V. HON. ALAN D. EPLEY, JUDGE

STATE OF ARKANSAS

APPELLEE AFFIRMED

Wendell L. Griffen, Judge

Urbin Adan Lopez-Perez appeals his conviction for delivery of a controlled substance. He argues that the circuit court admitted videotaped statements taken by the police in violation of his Miranda rights and his Sixth Amendment right to counsel. He also argues that the circuit court erred when it allowed the State to orally amend its criminal information on the day of trial from conspiracy to deliver a controlled substance, a Class A felony, to accomplice to delivery of methamphetamine, a Class Y felony.
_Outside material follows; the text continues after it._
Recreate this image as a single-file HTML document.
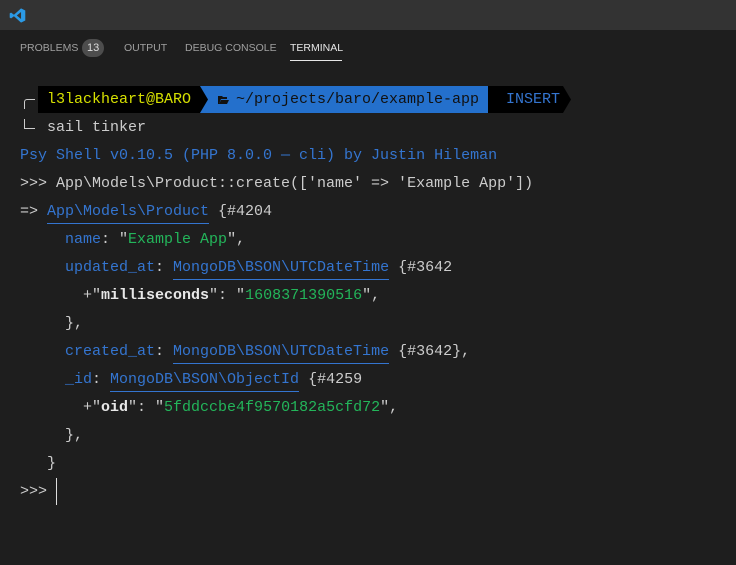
<!DOCTYPE html>
<html><head><style>
body{margin:0;width:736px;height:565px;background:#1e1e1e;overflow:hidden;position:relative;font-family:"Liberation Mono",monospace}
.tb{position:absolute;left:0;top:0;width:736px;height:30px;background:#333333}
.tabs{position:absolute;top:42px;left:20px;font-family:"Liberation Sans",sans-serif;font-size:10.5px;color:#a0a0a0;}
.tabs span{position:absolute;white-space:nowrap;top:0}
.badge{background:#4d4d4d;color:#ddd;border-radius:10px;padding:3px 5px;top:-3px!important;font-size:11px}
.l{position:absolute;left:20px;font-size:15px;line-height:20px;height:20px;color:#cccccc;white-space:pre}
.b{color:#3475d0}.g{color:#23b55a}.u{border-bottom:1px solid #3475d0;padding-bottom:3px}
.w{color:#e8e8e8;font-weight:bold}
</style></head><body>
<div class="tb"></div>
<svg style="position:absolute;left:9px;top:7px" width="17" height="17" viewBox="0 0 24 24"><path d="M17 2 L23 5 V19 L17 22 L7 13 L3 16 L1 15 V9 L3 8 L7 11 Z M17 7 L11 12 L17 17 Z" fill="#2b9ae6" fill-rule="evenodd"/></svg>
<div class="tabs">
<span style="left:0">PROBLEMS</span><span class="badge" style="left:62px">13</span>
<span style="left:104px">OUTPUT</span><span style="left:165px">DEBUG CONSOLE</span>
<span style="left:270px;color:#e7e7e7">TERMINAL</span>
</div>
<div style="position:absolute;left:290px;top:60px;width:52px;height:1px;background:#e7e7e7"></div>
<!-- prompt -->
<div style="position:absolute;left:38px;top:86px;width:162px;height:27px;background:#000"></div>
<div style="position:absolute;left:200px;top:86px;width:288px;height:27px;background:#2470cc"></div>
<svg style="position:absolute;left:200px;top:86px" width="10" height="27"><path d="M0 0 L8 13.5 L0 27Z" fill="#000"/></svg>
<svg style="position:absolute;left:488px;top:86px" width="10" height="27"><path d="M0 0 L8 13.5 L0 27Z" fill="#2470cc"/></svg>
<div style="position:absolute;left:488px;top:86px;width:75px;height:27px;background:#000"></div>
<svg style="position:absolute;left:563px;top:86px" width="10" height="27"><path d="M0 0 L8 13.5 L0 27Z" fill="#000"/></svg>
<div style="position:absolute;left:24px;top:99px;width:10px;height:9px;border-left:1px solid #ccc;border-top:1px solid #ccc;border-radius:3px 0 0 0"></div>
<div style="position:absolute;left:24px;top:119px;width:10px;height:9px;border-left:1px solid #ccc;border-bottom:1px solid #ccc"></div>
<div class="l" style="top:90px;left:47px;color:#d6e000">l3lackheart@BARO</div>
<svg style="position:absolute;left:218px;top:95px" width="11" height="9"><path d="M0 1 H4 L5 2 H9 V4 H3 L1 9 H0Z M3 5 H11 L9 9 H1Z" fill="#111"/></svg>
<div class="l" style="top:90px;left:236px;color:#111">~/projects/baro/example-app</div>
<div class="l b" style="top:90px;left:506px">INSERT</div>
<div class="l" style="top:118px;left:47px">sail tinker</div>
<div class="l b" style="top:146px">Psy Shell v0.10.5 (PHP 8.0.0 — cli) by Justin Hileman</div>
<div class="l" style="top:174px">&gt;&gt;&gt; App\Models\Product::create(['name' =&gt; 'Example App'])</div>
<div class="l" style="top:202px">=&gt; <span class="b u">App\Models\Product</span> {#4204</div>
<div class="l" style="top:230px;left:65px"><span class="b">name</span>: "<span class="g">Example App</span>",</div>
<div class="l" style="top:258px;left:65px"><span class="b">updated_at</span>: <span class="b u">MongoDB\BSON\UTCDateTime</span> {#3642</div>
<div class="l" style="top:286px;left:83px">+"<span class="w">milliseconds</span>": "<span class="g">1608371390516</span>",</div>
<div class="l" style="top:314px;left:65px">},</div>
<div class="l" style="top:342px;left:65px"><span class="b">created_at</span>: <span class="b u">MongoDB\BSON\UTCDateTime</span> {#3642},</div>
<div class="l" style="top:370px;left:65px"><span class="b">_id</span>: <span class="b u">MongoDB\BSON\ObjectId</span> {#4259</div>
<div class="l" style="top:398px;left:83px">+"<span class="w">oid</span>": "<span class="g">5fddccbe4f9570182a5cfd72</span>",</div>
<div class="l" style="top:426px;left:65px">},</div>
<div class="l" style="top:454px;left:47px">}</div>
<div class="l" style="top:482px">&gt;&gt;&gt;</div>
<div style="position:absolute;left:56px;top:478px;width:1px;height:27px;background:#ddd"></div>
</body></html>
We hold that the totality of the circumstances demonstrates that the circuit court did not err when it admitted appellant's statements over his motion to suppress. We also hold that although the trial court allowed the State to orally amend the information and charge appellant with a crime different in nature and degree, appellant failed to demonstrate prejudice from the change. Thus, we affirm the conviction.

On March 28, 2001, Lopez-Perez was arrested for being a supplier to two individuals who sold methamphetamine to a police officer in an undercover operation. At trial, the two individuals testified that they negotiated the sale of four ounces of methamphetamine to a third party. They further testified that they contacted Lopez-Perez at his home, and that he agreed to meet them at a local motel with the drugs. When he arrived at the motel, he did not have the drugs with him. He made a phone call and, in Spanish, arranged to obtain four ounces of methamphetamine. He was arrested later that day.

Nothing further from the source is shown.